Sin dudas, lo que más extrañaba al comenzar mi odisea en la capital Argentina, era la tranquilidad del interior. A su vez, era esa vorágine lo que más me atraía.
Contradicciones adolescentes.
Pero la falta de naturaleza, de verde y de pasto que pisar descalza diariamente repercutía con frecuencia en mi estado de ánimo. Es por eso que los que venimos de adentro de nuestro país, con la mochila de estudiante creyendo llevarnos el mundo por delante, nos convertimos en grandes exploradores de plazas.
Mientras buscaba que el sol me pegue de alguna manera y el mate no se haga esperar, es que por el barrio de la Recoleta encontré lo que buscaba. La energía del pasto flameaba como una alfombra por su irregularidad, mientras un enjambre de idiomas y colores desparramados por las arterias de sus callecitas, me presentaban a Plaza Francia. Cortés y amigable.
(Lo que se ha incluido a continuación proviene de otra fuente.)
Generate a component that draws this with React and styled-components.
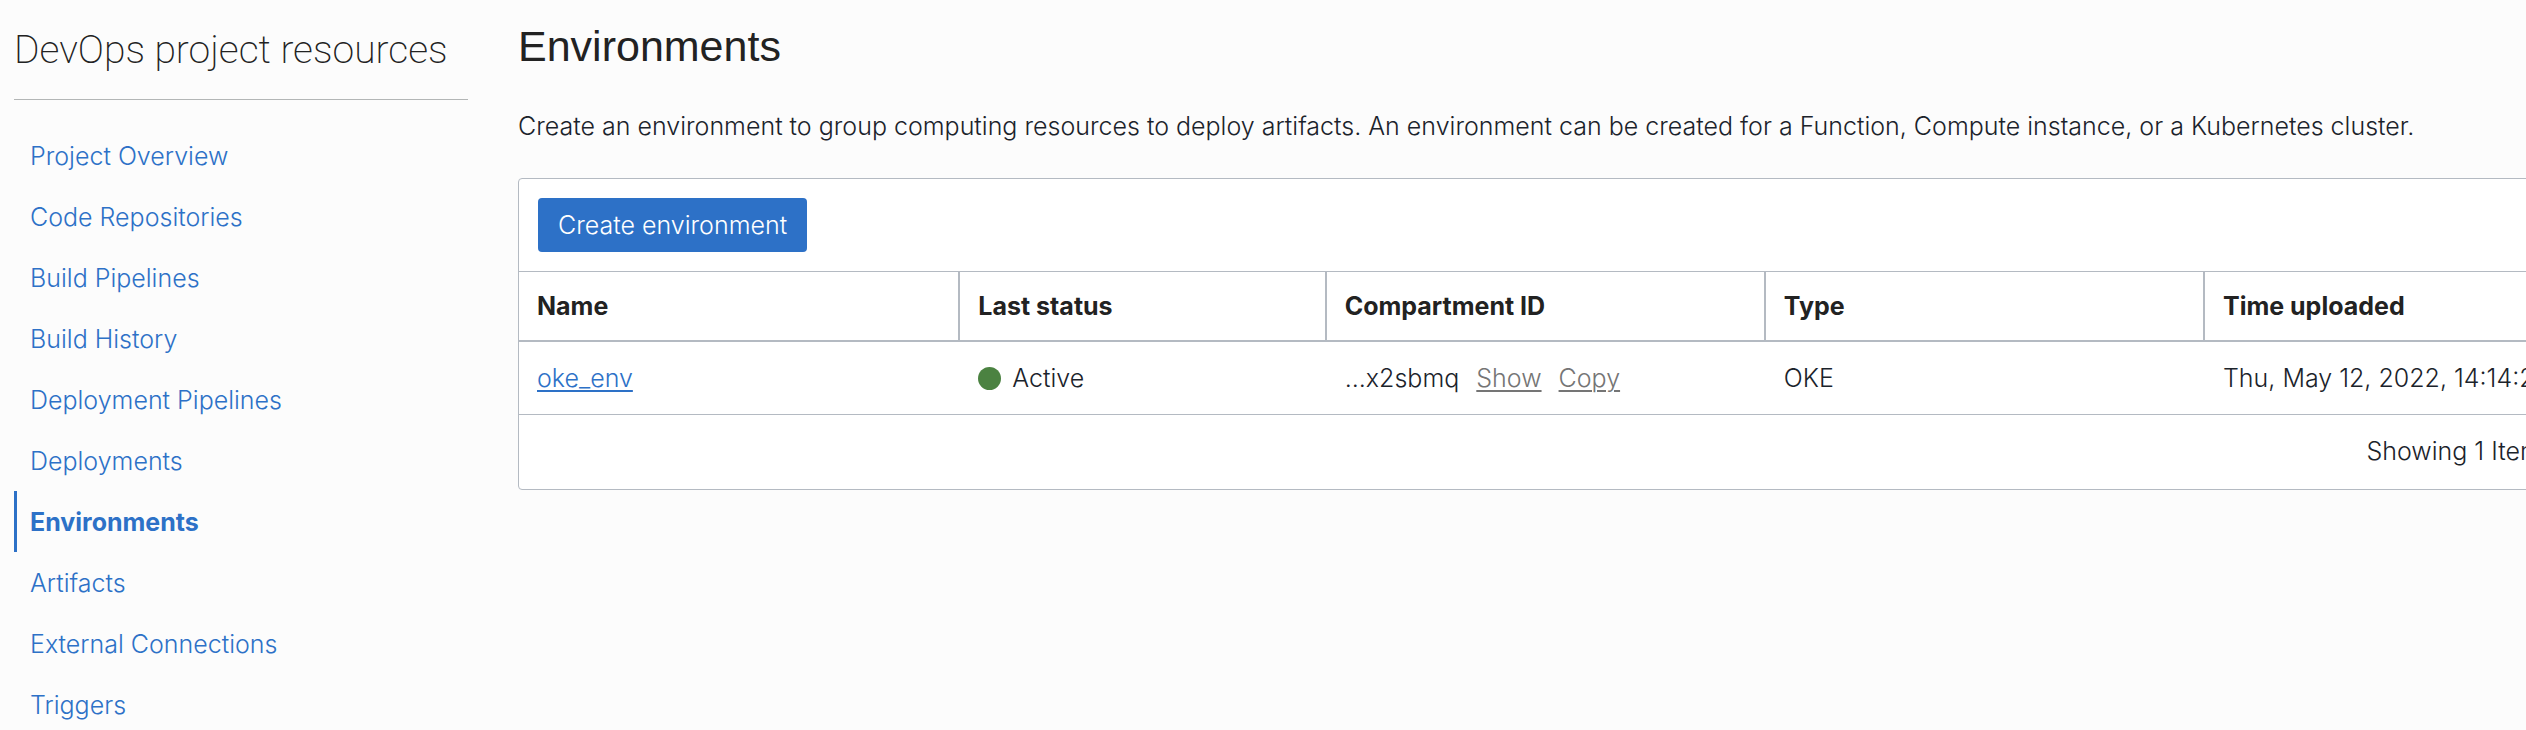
import React from "react";
import styled, { createGlobalStyle } from "styled-components";

const GlobalStyle = createGlobalStyle`
  *, *::before, *::after { box-sizing: border-box; }
  body {
    margin: 0;
    background: #fcfcfc;
    color: #1b232b;
    font-family: Inter, "Noto Sans", sans-serif;
    font-size: 25px;
    font-weight: 300;
    line-height: 32px;
  }
`;

const Page = styled.div`
  display: flex;
  align-items: flex-start;
  gap: 50px;
  padding-left: 14px;
  overflow: hidden;
`;

const Sidebar = styled.aside`
  flex: 0 0 454px;
`;

const SidebarTitle = styled.h2`
  margin: 0;
  padding: 26px 0 25px;
  border-bottom: 1px solid #b3b6b6;
  color: #222;
  font-family: Roboto, sans-serif;
  font-size: 39px;
  font-weight: 200;
  line-height: 48px;
  white-space: nowrap;
`;

const NavList = styled.ul`
  margin: 0;
  padding: 25px 0 0;
  list-style: none;
`;

const NavLink = styled.a`
  display: flex;
  align-items: center;
  height: 61px;
  padding-left: 13px;
  border-left: 3px solid ${(p) => (p.$active ? "#2d71c7" : "transparent")};
  color: #2d71c7;
  font-weight: ${(p) => (p.$active ? 700 : "inherit")};
  text-decoration: none;
`;

const Main = styled.main`
  flex: 1;
  min-width: 0;
`;

const Heading = styled.h1`
  margin: 0;
  padding-top: 20px;
  color: #222;
  font-family: "Liberation Sans", Arial, sans-serif;
  font-size: 43px;
  font-weight: 400;
  line-height: 52px;
`;

const Description = styled.p`
  margin: 0;
  padding: 38px 0 36px;
  white-space: nowrap;
`;

const Panel = styled.section`
  width: 110%;
  background: #fff;
  border: 1px solid #b4bac2;
  border-radius: 4px;
`;

const Toolbar = styled.div`
  padding: 19px;
  border-bottom: 1px solid #b4bac2;
`;

const PrimaryButton = styled.button`
  display: block;
  height: 54px;
  padding: 0 20px;
  border: 0;
  border-radius: 4px;
  background: #2d71c7;
  color: #fff;
  font: inherit;
`;

const Table = styled.table`
  width: 100%;
  table-layout: fixed;
  border-collapse: separate;
  border-spacing: 0;
`;

const Column = styled.col`
  width: ${(p) => p.$width};
`;

const HeaderCell = styled.th`
  height: 70px;
  padding: 0 18px;
  border-right: 2px solid #b4bac2;
  border-bottom: 2px solid #b4bac2;
  color: #222;
  font-weight: 700;
  text-align: left;

  &:last-child { border-right: 0; }
`;

const Cell = styled.td`
  height: 73px;
  padding: 0 18px;
  border-bottom: 1px solid #b4bac2;
  white-space: nowrap;
`;

const NameLink = styled.a`
  color: #2d71c7;
  text-decoration: underline 2px;
  text-underline-offset: 3px;
`;

const Inline = styled.span`
  display: flex;
  align-items: center;
  gap: ${(p) => p.$gap};
`;

const StatusDot = styled.span`
  width: 23px;
  height: 23px;
  border-radius: 50%;
  background: #4b8241;
`;

const TextButton = styled.button`
  padding: 0;
  border: 0;
  background: none;
  color: #757575;
  font: inherit;
  text-decoration: underline 2px;
  text-underline-offset: 3px;
`;

const Footer = styled.div`
  display: flex;
  align-items: center;
  justify-content: flex-end;
  height: 74px;
  padding: 0 184px 2px 0;
`;

const resources = [
  "Project Overview",
  "Code Repositories",
  "Build Pipelines",
  "Build History",
  "Deployment Pipelines",
  "Deployments",
  "Environments",
  "Artifacts",
  "External Connections",
  "Triggers",
];

const columns = [
  { label: "Name", width: "20%" },
  { label: "Last status", width: "16.6%" },
  { label: "Compartment ID", width: "19.9%" },
  { label: "Type", width: "19.9%" },
  { label: "Time uploaded", width: "auto" },
];

export default function App() {
  return (
    <>
      <GlobalStyle />
      <Page>
        <Sidebar>
          <SidebarTitle>DevOps project resources</SidebarTitle>
          <nav aria-label="DevOps project resources">
            <NavList>
              {resources.map((name) => (
                <li key={name}>
                  <NavLink href="#" $active={name === "Environments"}>
                    {name}
                  </NavLink>
                </li>
              ))}
            </NavList>
          </nav>
        </Sidebar>
        <Main>
          <Heading>Environments</Heading>
          <Description>
            Create an environment to group computing resources to deploy
            artifacts. An environment can be created for a Function, Compute
            instance, or a Kubernetes cluster.
          </Description>
          <Panel>
            <Toolbar>
              <PrimaryButton type="button">Create environment</PrimaryButton>
            </Toolbar>
            <Table>
              <colgroup>
                {columns.map((c) => (
                  <Column key={c.label} $width={c.width} />
                ))}
              </colgroup>
              <thead>
                <tr>
                  {columns.map((c) => (
                    <HeaderCell key={c.label} scope="col">
                      {c.label}
                    </HeaderCell>
                  ))}
                </tr>
              </thead>
              <tbody>
                <tr>
                  <Cell>
                    <NameLink href="#">oke_env</NameLink>
                  </Cell>
                  <Cell>
                    <Inline $gap="11px">
                      <StatusDot />
                      Active
                    </Inline>
                  </Cell>
                  <Cell>
                    <Inline $gap="17px">
                      ...x2sbmq
                      <TextButton type="button">Show</TextButton>
                      <TextButton type="button">Copy</TextButton>
                    </Inline>
                  </Cell>
                  <Cell>OKE</Cell>
                  <Cell>Thu, May 12, 2022, 14:14:2</Cell>
                </tr>
              </tbody>
            </Table>
            <Footer>Showing 1 Item</Footer>
          </Panel>
        </Main>
      </Page>
    </>
  );
}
El cruce cultural, el paseo de libros que van de mano a mano tratando de conquistar a alguien para sumar una moneda al bolsillo del que lo ofrece. El centro cultural, los 30 años de historia, sus artesanías y las manos que las hacen. Tan comprometidas esas manos y los corazones abiertos a más no poder. Las parejas que se asilan como refugiados bajo los árboles y los amigos que hacen música, bailan y simplemente se dejan ser. Todo se conjuga en el más grande y enriquecedor equilibrio.
”Si la globalización ha barrido con significados al compás del neoliberalismo dejando a las personas sin identidad y sin pertenencias sociales, dependientes de los medios emisores que el poder programa, no ha podido con el pensamiento artesanal urbano”, así piensan los dueños del arte de este oasis que hice mío.